What Ulysses might be, then, is something like a revolutionary time capsule: a cipher of social and historical potential — of a world that it so much better than the one on offer to its characters or to us, its readers, but which has not yet come to exist. This is not the world portrayed in the narrative, the Dublin of 1904, but the world toward and into which the narrative form guides us: of empathy and warmth and communal belonging — a never ending “perfect day.” This is what Ulysses wants to create, to build for us and for everyone, one reader at a time.
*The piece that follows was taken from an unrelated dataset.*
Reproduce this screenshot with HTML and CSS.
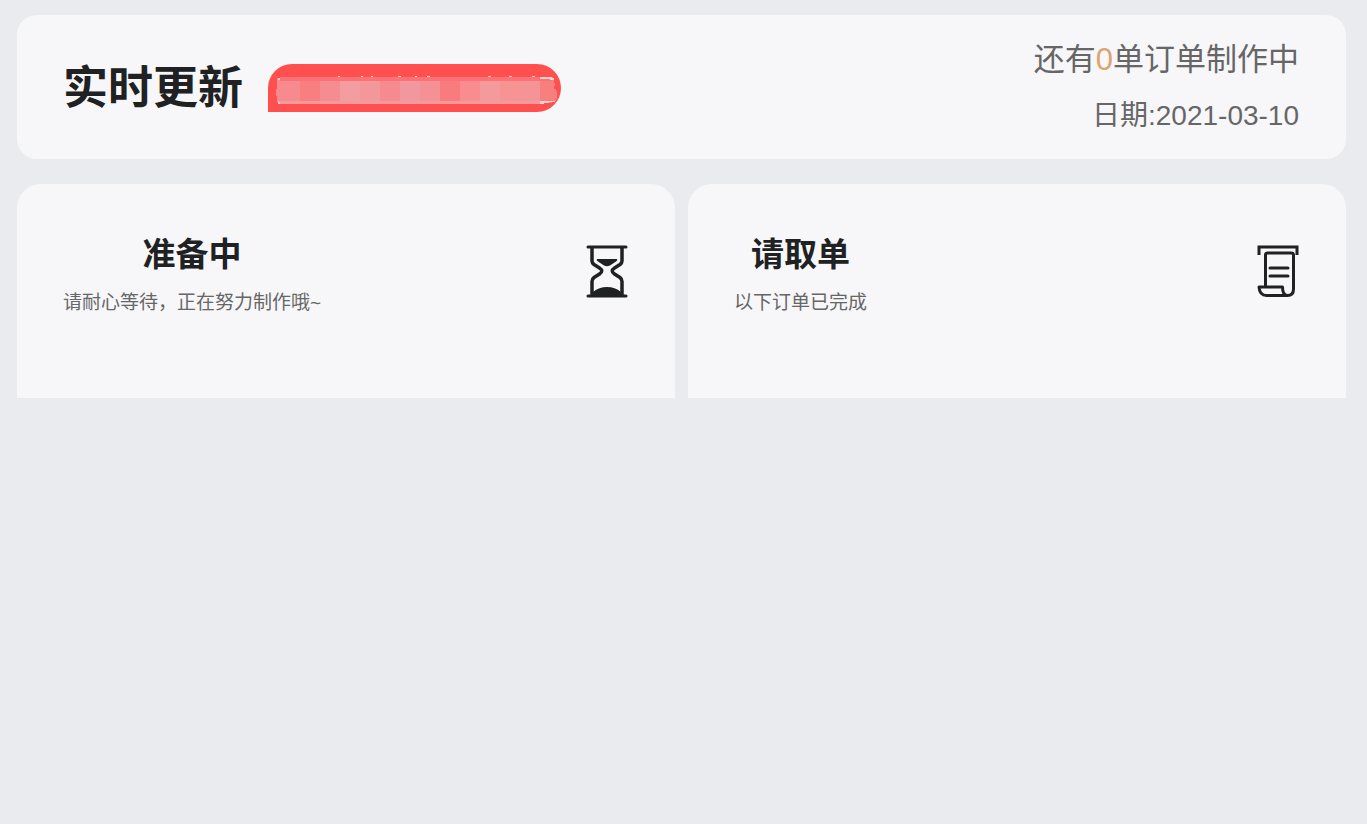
FILE: index.html
```
<!DOCTYPE html>
<html lang="zh-CN">
<head>
    <meta charset="UTF-8">
    <meta name="viewport" content="width=device-width, initial-scale=1.0">
    <title>实时更新</title>
    <link rel="stylesheet" href="styles.css">
</head>
<body>
    <header class="top-bar">
        <h1>实时更新</h1>
        <div class="notice">
            <svg width="293" height="48" viewBox="0 0 293 48" aria-hidden="true" shape-rendering="crispEdges">
                <path fill="#f78a8e" d="M9 14h3v26h-2v-2h-1v-6h-1v-7h1z"/>
                <!-- bloques -->
                <rect x="12" y="13" width="20" height="27" fill="#f78a8e"/>
                <rect x="32" y="13" width="20" height="27" fill="#f87e80"/>
                <rect x="52" y="13" width="20" height="27" fill="#f58c92"/>
                <rect x="72" y="13" width="20" height="27" fill="#f29ea0"/>
                <rect x="92" y="13" width="20" height="27" fill="#f4979b"/>
                <rect x="112" y="13" width="20" height="27" fill="#f58a8f"/>
                <rect x="132" y="13" width="20" height="27" fill="#f2979e"/>
                <rect x="152" y="13" width="20" height="27" fill="#f49195"/>
                <rect x="172" y="13" width="20" height="27" fill="#f87c7e"/>
                <rect x="192" y="13" width="20" height="27" fill="#f88c8f"/>
                <rect x="212" y="13" width="20" height="27" fill="#f49a9c"/>
                <rect x="232" y="13" width="20" height="27" fill="#f69393"/>
                <rect x="252" y="13" width="20" height="27" fill="#f49496"/>
                <path fill="#f77f80" d="M272 13h13v2h1v4h1v3h-1v3h2v2h1v8h-1v2h-4v2h-12z"/>
                <rect x="12" y="13" width="272" height="4" fill="#fb7276"/>
                <rect x="10" y="37" width="262" height="3" fill="#f6999c"/>
                <path fill="#fbd0d2" d="M272 37h15v1h-6v1h-5v1h-4zM272 13h12v1h2v2h-4v-1h-10zM10 14h2v2h-2zM10 37h1v1h1v2h-2zM70 12h2v1h-2zM93 12h2v1h-2zM103 12h2v1h-2zM130 12h3v1h-3zM147 12h2v1h-2zM159 12h3v1h-3zM220 12h3v1h-3zM241 12h3v1h-3zM264 12h3v1h-3z"/>
            </svg>
        </div>
        <div class="summary">
            <p class="remain">还有<span>0</span>单订单制作中</p>
            <p class="date">日期:2021-03-10</p>
        </div>
    </header>

    <main class="boards">
        <section class="board">
            <div class="board-title">
                <h2>准备中</h2>
                <p>请耐心等待，正在努力制作哦~</p>
            </div>
            <svg class="icon" viewBox="0 0 42 54" aria-hidden="true">
                <g fill="none" stroke="#202122" stroke-width="3.5" stroke-linecap="round" stroke-linejoin="round">
                    <path stroke-width="3" d="M2 2h38M2 51h38"/>
                    <path d="M6 3v13q0 2 2 3.500l5.500 3.500q4.500 3 0 6L8 32.500q-2 1.500-2 4V50"/>
                    <path d="M36 3v13q0 2-2 3.500L28.500 23q-4.500 3 0 6l5.500 3.500q2 1.500 2 4V50"/>
                </g>
                <path fill="#202122" d="M11 14h20q1 1-1 2.500l-6 4q-3 1.500-6 0l-6-4q-2-1.500-1-2.500zM7 50v-3q6-5 14-5t14 5v3z"/>
            </svg>
        </section>
        <section class="board">
            <div class="board-title">
                <h2>请取单</h2>
                <p>以下订单已完成</p>
            </div>
            <svg class="icon" viewBox="0 0 42 54" aria-hidden="true">
                <g fill="none" stroke="#202122" stroke-width="3" stroke-linecap="round" stroke-linejoin="round">
                    <path stroke-linecap="butt" stroke-linejoin="miter" d="M2 10V2h38v8"/>
                    <path d="M8 42V10q0-2 2-2h24q2 0 2 2v34q0 6.500-6 6.500H9q-7 0-7.500-8.500H25q0 8.500 5 8.500" transform="translate(.5 0)"/>
                    <path d="M13 23h18M13 31h18"/>
                </g>
            </svg>
        </section>
    </main>
</body>
</html>
```
FILE: styles.css
```
* {
    box-sizing: border-box;
}

body {
    margin: 0;
    padding: 15px 21px 0 17px;
    min-height: 100vh;
    font-family: "Liberation Sans", "Noto Sans CJK SC", sans-serif;
    background: #eaebef;
    color: #202122;
}

h1,
h2,
p {
    margin: 0;
}

.top-bar {
    display: flex;
    align-items: center;
    padding: 17px 47px 15px 46px;
    margin-bottom: 25px;
    background: #f7f7f9;
    border-radius: 20px;
}

.top-bar h1 {
    padding-top: 2px;
    font-size: 45px;
    line-height: 56px;
}

.notice {
    margin-left: 25px;
    height: 48px;
    background: #ff4f4f;
    border-radius: 24px 24px 24px 0;
    overflow: hidden;
}

.notice svg {
    display: block;
}

.summary {
    margin-left: auto;
    text-align: right;
    line-height: 56px;
    color: #666;
}

.remain {
    font-size: 31px;
}

.remain span {
    color: #dda46f;
}

.date {
    font-size: 28px;
}

.boards {
    display: grid;
    grid-template-columns: 1fr 1fr;
    gap: 13px;
}

.board {
    display: flex;
    justify-content: space-between;
    align-items: center;
    padding: 46px 47px 84px 46px;
    background: #f7f7f9;
    border-radius: 24px 24px 0 0;
}

.board-title {
    text-align: center;
}

.board-title h2 {
    margin-bottom: 12px;
    font-size: 33px;
    line-height: 50px;
}

.board-title p {
    font-size: 19px;
    line-height: 22px;
    color: #666;
}

.icon {
    width: 42px;
    height: 54px;
}
```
Sensing this out requires time, patience, and care on behalf of the reader, resources that are in short supply now as they were in 1904 and the 1910s and ’20s, and which must be stolen back and defended with vigilance. What Ulysses wants, by virtue of its objective existence and its social persistence, is a world in which all the Leopolds and the Stephens, as well as all the Mollys and Gertys and Purefoys and Mulligans, right down to every named and unnamed minor character — who is always going to be the hero of one story or another — will have freedom from necessity so as to share in the joy of this most joyous of all books, and the freedom for all of us to do so together.